Moving on to Washington, D.C., Holayter spent a year as the associate director of the National Assessment Project, run by the Council of Chief State School Officers. This led to a directorship at the University of Washington’s Center for the Assessment of Administrative Performance, until Holayter again decided to return to the Washington, D.C., metropolitan area.
From 1981 to 1992, Holayter worked for Fairfax County Public Schools in Northern Virginia, the 10th largest school district in the U.S., with 211 schools and 133,000 students. In Fairfax County, Holayter served as an elementary school principal, district coordinator of instruction, acting assistant superintendent and director of employment services, area administrator, and finally Area II superintendent.
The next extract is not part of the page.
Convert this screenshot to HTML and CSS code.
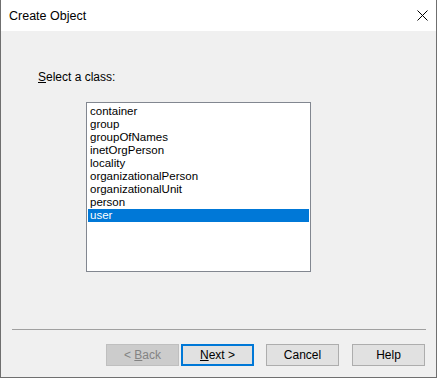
FILE: index.html
```html
<!DOCTYPE html>
<html>
<head>
<meta charset="utf-8">
<link rel="stylesheet" href="styles.css">
</head>
<body>
<div class="window">
  <div class="titlebar">
    <span class="title">Create Object</span>
    <svg class="close" width="11" height="11" viewBox="0 0 11 11"><path d="M0.5 0.5 L10.5 10.5 M10.5 0.5 L0.5 10.5" stroke="#000" stroke-width="1" fill="none"/></svg>
  </div>
  <div class="content">
    <div class="label"><u>S</u>elect a class:</div>
    <div class="listbox">
      <div class="item">container</div>
      <div class="item">group</div>
      <div class="item">groupOfNames</div>
      <div class="item">inetOrgPerson</div>
      <div class="item">locality</div>
      <div class="item">organizationalPerson</div>
      <div class="item">organizationalUnit</div>
      <div class="item">person</div>
      <div class="item selected">user</div>
    </div>
  </div>
  <div class="separator"></div>
  <div class="buttons">
    <div class="btn disabled"><span>&lt;&nbsp;<u>B</u>ack</span></div>
    <div class="btn default"><span><u>N</u>ext&nbsp;&gt;</span></div>
    <div class="btn cancel"><span>Cancel</span></div>
    <div class="btn help"><span>Help</span></div>
  </div>
</div>
</body>
</html>
```
FILE: styles.css
```css
html, body {
  margin: 0;
  padding: 0;
}
body {
  width: 437px;
  height: 378px;
  overflow: hidden;
  font-family: "Liberation Sans", Arial, sans-serif;
  font-size: 12px;
  color: #000;
}
.window {
  width: 437px;
  height: 378px;
  box-sizing: border-box;
  border: 1px solid #6f6f6f;
  border-top: none;
  background: #f0f0f0;
  display: flex;
  flex-direction: column;
}
.titlebar {
  height: 31px;
  background: #fff;
  display: flex;
  align-items: center;
  padding-left: 8px;
  padding-right: 9px;
  justify-content: space-between;
}
.title {
  line-height: 16px;
  margin-top: 1px;
  font-size: 12.5px;
}
.close {
  display: block;
  margin-right: -1px;
}
.content {
  padding-left: 37px;
}
.label {
  margin-top: 38px;
  line-height: 16px;
}
.listbox {
  margin-top: 17px;
  margin-left: 48px;
  width: 225px;
  height: 170px;
  box-sizing: border-box;
  border: 1px solid #828790;
  background: #fff;
  padding: 2px 1px 0 1px;
}
.item {
  height: 13px;
  line-height: 13px;
  font-size: 11.5px;
  padding-left: 2px;
  white-space: nowrap;
}
.item.selected {
  background: #0078d7;
  color: #fff;
}
.separator {
  margin-top: 57px;
  margin-left: 11px;
  margin-right: 10px;
  height: 1px;
  background: #a0a0a0;
}
.buttons {
  margin-top: 14px;
  display: flex;
  justify-content: flex-end;
  padding-right: 11px;
}
.btn {
  width: 73px;
  height: 22px;
  box-sizing: border-box;
  border: 1px solid #adadad;
  background: #e1e1e1;
  display: flex;
  align-items: center;
  justify-content: center;
  line-height: 16px;
}
.btn.disabled {
  background: #cccccc;
  border-color: #bfbfbf;
  color: #838383;
}
.btn.default {
  margin-left: 2px;
  border: 2px solid #0078d7;
}
.btn.cancel {
  margin-left: 12px;
}
.btn.help {
  margin-left: 13px;
}
```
Returning to her home state of Washington in 1992, Holayter accepted a position as assistant superintendent for curriculum and instruction at Olympic Educational Service District 114.
In 1994, she served as assistant superintendent for learning services for the Peninsula School District before accepting a position as executive director for the Commission on Student Learning in Olympia, Wash.
Holayter’s two decades of experience have culminated in a bid for the presidency of the American Association of School Administrators (AASA) this year.
Holayter emphasizes the importance of the human touch in school administration, according to those who work closely with her.
“Marlene’s impact on technology in Shoreline Public Schools and in the many, many other districts that follow her forward thinkinginvolves administrators. Marlene knows that excellent administrators help make schools excellent,” Noble said.